Siftings
‘Rizal Is My President’: The play as positive propaganda
Based on Napoleon G. Almonte’s book of the same title, subtitled “40 Leadership Tips from Jose Rizal” (OCCI & Kights of Rizal, 2009), the play as mounted by the UPV Community Theater under the directorship of UPVisayas Prof. Alfredo B. Diaz, is propaganda at its highest form, i.e., Propaganda as Art or Art as Propaganda. In this sense, Art is the highest form of propaganda because it aims to bring beauty and order into our lives. Propaganda per se is not bad.; it means advocacy with action for a belief or policy or doctrine. It is the motives for using propaganda that make it bad.
The said play aims to foster a positive critical attitude towards elections in general; and in a specific way, it points to the forthcoming national elections in 2010. In May next year, the country will again be choosing its government officials on the national and local levels, from a veritable horde of wannabes who will participate in a contest where the usual scenario will take place: vote-buying, bussing of voters to precincts, with intimidation, violence, dagdag-bawas, even bloodshed. A whole gamut of dishonest and scandalous acts just to get votes. Add to this the “collateral damage” of an automated elections where power outage could take place, and you have Failure of Elections. Result: the incumbent continues to sit in the Palace by the river.
The imagined scenario is enough to terrify.
But back to the play under discussion. It is a mixed genre, with elements of melodrama and comedy thrown in, a fantasy-cum-tragedy with songs (the nationalist kind); at times it uses techniques derived from voice choir, mime, dance and tableau to make its audience respond actively to the theme of the play which is: Vote wisely for the person most ideally qualified for the President of the Philippines. This is no less than the One who resembles the National Hero, with impeccable Moral Integrity and unquestionable Love and Devotion to the country as proven by his supreme sacrifice of giving up his life for his country’s freedom. For our present needs as a nation, we need a living candidate who can lead us out of the swamps of corruption and greed for power that we have been struggling to get out of these past decades.
The play boasts of our national heroes as characters: Bonifacio, Mabini, Aguinaldo, Antonio Luna, Del Pilar, Ninoy, Lopez-Jaena. On the flipside are the women: Gabriela Silang, Gregoria Bonifacio, Tandang Sora, Teresa Magbanua, Cory, Teodora Alonso and Rizal.s siblings. The cast includes alumni/alumnae from UPV’s theatre groups Teatro Amakan and TAGUCI, with some students and faculty from UPV and other schools in the city. Leading the cast is Dado Tan as Rizal, supported by professors Ruiben Gamala, Celia Parcon, Jesusa Libutaque, Lynn Alobba and Lourdes Zamora, with yours truly as Teodora Alonso; and Community Theatre members Dorothy Llariza, Crista Huyong, Grace Lobaton, Josephine Madlangbayan and a host of talented singer-actor-professionals like Christine Gaona-Trenas and Francis Habana make the play a showcase of Ilonnggo talent committed to the pursuit of art as propaganda.

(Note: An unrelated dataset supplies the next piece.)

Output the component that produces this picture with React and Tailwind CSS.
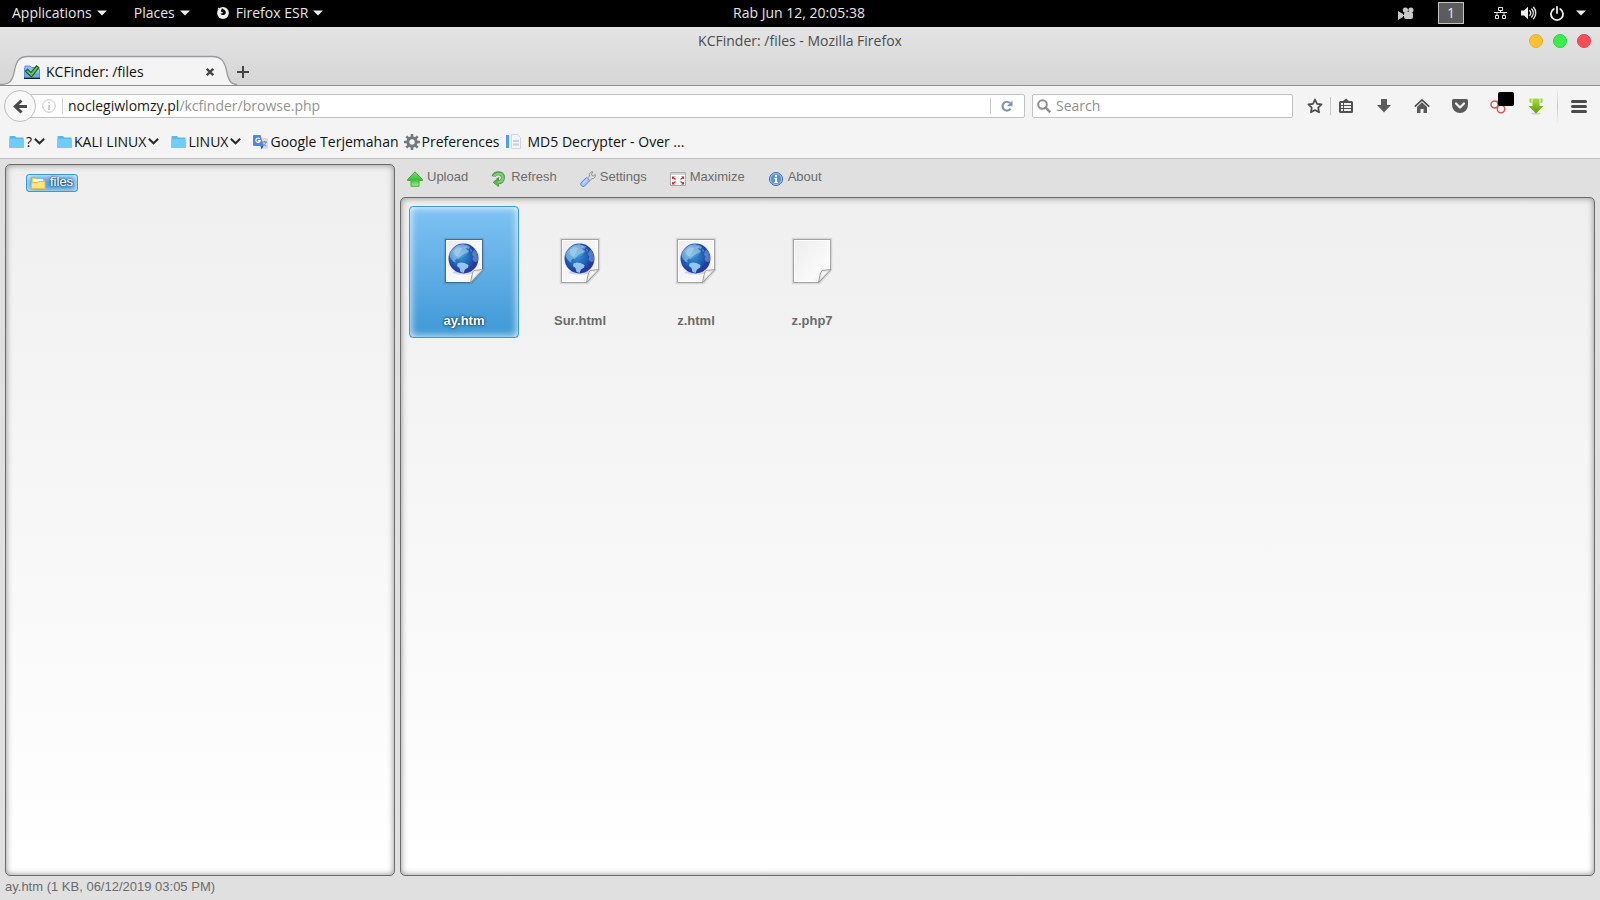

This is a play with a difference and mounted in a non-traditional way. As part of the movement for social change spearheaded by the Organizational Change Consultants International Center for Learning; the Knights of Rizal, Metro Manila; and the Advocacy for Patriotic Leadership/ Corporate Social Responsibility Initiatives, the play ( and the book) has gained a following among certain schools and campuses in Metro Manila. It is hoped that the same movement will take hold and gain momentum here in Iloilo City with the help of this play, to significantly influence positive results in next year’s electoral process.
It is a theatrical offering not for entertainment alone but mostly for illumination through realization of a moral purpose: To make the electoral process a clean, uncorrupted exercise of the human right to Suffrage. Years of dirty voting – as in payola for voters, dagdag-bawas, stealing/exchanging of ballot boxes, or worst of all, gunning down of precinct watchers ssuch as hapless underpaid public schoolteachers -have made elections in the Philippines a murderous travesty of the Right of Suffrage.
The above condition will go on and on unless we have the will to stop it. We have to make the difference in the 2010 elections. This is what we have to do: Throw away all thoughts of the bribe money you can get by selling your vote. Then go to you designated precinct and vote for the clean and qualified candidate who possesses the sterling qualities of moral uprightness and genuine love of country such as possessed by Jose Rizal, by carefully filling in the circle opposite his/her name in the ballot. When you are done casting your ballot, don’t stop there.
Boto mo i-patrol mo, please. Vigilance is the name of the ultimate game.